In 1995, while a Delaware Senator, Biden voted for the Jerusalem Embassy Act which authorised moving the US embassy from Tel Aviv to Jerusalem.

But a succession of presidents from both major parties delayed the shift, setting conditions as part of ongoing peace negotiations.

Wish-list of Israeli demands

The presumptive Democratic presidential nominee also said he would reopen the US consulate in occupied East Jerusalem "to engage the Palestinians". 

Since coming into office, Trump has abandoned longstanding tenets of US diplomacy and fulfilled a wish-list of Israeli demands.

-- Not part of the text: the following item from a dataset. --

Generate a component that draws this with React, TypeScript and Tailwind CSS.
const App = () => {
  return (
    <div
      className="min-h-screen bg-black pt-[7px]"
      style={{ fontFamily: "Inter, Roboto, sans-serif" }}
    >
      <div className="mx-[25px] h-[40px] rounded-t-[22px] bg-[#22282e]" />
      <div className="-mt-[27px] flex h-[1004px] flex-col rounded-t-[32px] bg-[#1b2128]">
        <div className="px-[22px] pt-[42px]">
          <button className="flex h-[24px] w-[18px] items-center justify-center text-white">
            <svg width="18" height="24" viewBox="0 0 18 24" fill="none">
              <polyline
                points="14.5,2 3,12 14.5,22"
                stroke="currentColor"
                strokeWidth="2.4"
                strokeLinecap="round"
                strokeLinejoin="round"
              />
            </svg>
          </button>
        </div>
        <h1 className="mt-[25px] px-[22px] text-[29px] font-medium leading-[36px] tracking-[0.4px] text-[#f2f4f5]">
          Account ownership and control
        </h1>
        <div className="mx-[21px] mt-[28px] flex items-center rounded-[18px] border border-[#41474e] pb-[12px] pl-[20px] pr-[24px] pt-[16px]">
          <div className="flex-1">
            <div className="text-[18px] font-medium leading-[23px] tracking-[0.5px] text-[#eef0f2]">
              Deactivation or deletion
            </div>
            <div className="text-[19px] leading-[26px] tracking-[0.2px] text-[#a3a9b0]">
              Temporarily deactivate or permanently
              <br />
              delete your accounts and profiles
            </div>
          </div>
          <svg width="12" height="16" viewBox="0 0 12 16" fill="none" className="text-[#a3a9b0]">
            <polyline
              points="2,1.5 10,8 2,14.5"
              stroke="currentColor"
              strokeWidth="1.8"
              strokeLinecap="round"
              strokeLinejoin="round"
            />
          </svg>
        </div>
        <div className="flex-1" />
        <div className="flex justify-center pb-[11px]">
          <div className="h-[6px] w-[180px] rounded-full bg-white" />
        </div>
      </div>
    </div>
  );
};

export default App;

The US has recognised Jerusalem as the capital of Israel, claiming that the contested holy city is now off the negotiations table.

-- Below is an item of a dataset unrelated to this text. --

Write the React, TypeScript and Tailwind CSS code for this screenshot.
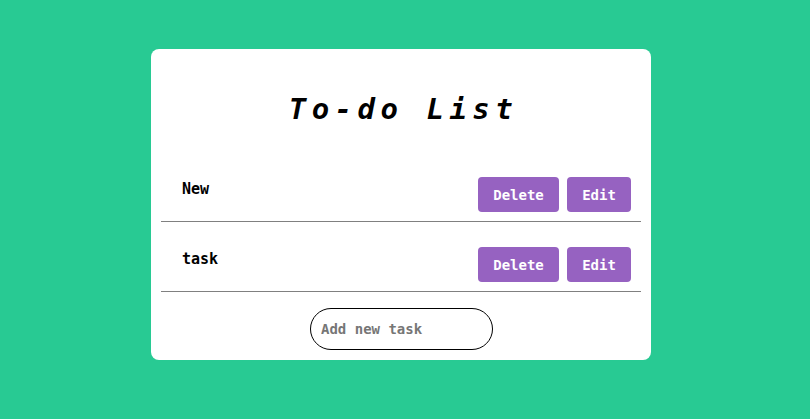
import React, { useState } from 'react';

const mono = { fontFamily: '"DejaVu Sans Mono", "Liberation Mono", monospace' };

const TaskRow: React.FC<{ text: string }> = ({ text }) => (
    <div className="flex h-[70px] items-start justify-between border-b border-[#808080] pt-[25px] pl-[21px] pr-[10px]">
        <span className="mt-[2px] text-[15px] font-bold leading-[20px] text-black">{text}</span>
        <div className="flex gap-[8px]">
            <button className="h-[35px] w-[81px] rounded-[4px] bg-[#9662c1] pt-[1px] text-[14px] font-bold text-white">Delete</button>
            <button className="h-[35px] w-[64px] rounded-[4px] bg-[#9662c1] pt-[1px] text-[14px] font-bold text-white">Edit</button>
        </div>
    </div>
);

const App: React.FC = () => {
    const [tasks] = useState(['New', 'task']);
    const [value, setValue] = useState('');

    return (
        <div className="min-h-screen w-full bg-[#28ca93] pt-[49px]" style={mono}>
            <div className="ml-[151px] w-[500px] rounded-[8px] bg-white px-[10px] pb-[10px]">
                <h1 className="flex h-[103px] items-center justify-center pt-[18px] pl-[5px] text-[29px] font-bold italic tracking-[5.5px] text-black">
                    To-do List
                </h1>
                {tasks.map((t, i) => (
                    <TaskRow key={i} text={t} />
                ))}
                <div className="flex justify-center pt-[16px] pl-[1px]">
                    <input
                        autoFocus
                        value={value}
                        onChange={e => setValue(e.target.value)}
                        placeholder="Add new task"
                        className="h-[42px] w-[183px] rounded-full border border-black pl-[10px] text-[14px] font-bold outline-none placeholder:text-[#767676]"
                        style={mono}
                    />
                </div>
            </div>
        </div>
    );
};

export default App;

The White House has also appointed a hard-line pro-settler lawyer as ambassador to Israel, cut funding to the UN agency for Palestinian refugees (UNRWA), pulled the US from the UN Human Rights Council and declared that settlements are not necessarily illegal. 

Earlier this year, Trump unveiled his so-called "deal of the century" which would see Israel take around a third of the West Bank in exchange for recognising a disjointed Palestinian state with no control over its borders or airspace.

On Tuesday, the State Department said it was prepared to recognise Israel's annexation of much of the occupied West Bank, despite condemnation from the Palestinians.

The European Union and several European states, including the United Kingdom, Germany and France, warned Israel against the move. While the UN's special Middle East envoy said that such steps would be a "devastating blow" to an internationally backed two-state solution.

Biden's foreign policy adviser, Tony Blinken, said the former vice president had been "on the record several times" saying that "unilateral steps taken by either side that make the prospect of a negotiated two-state outcome less likely is something he opposes, and that includes annexation."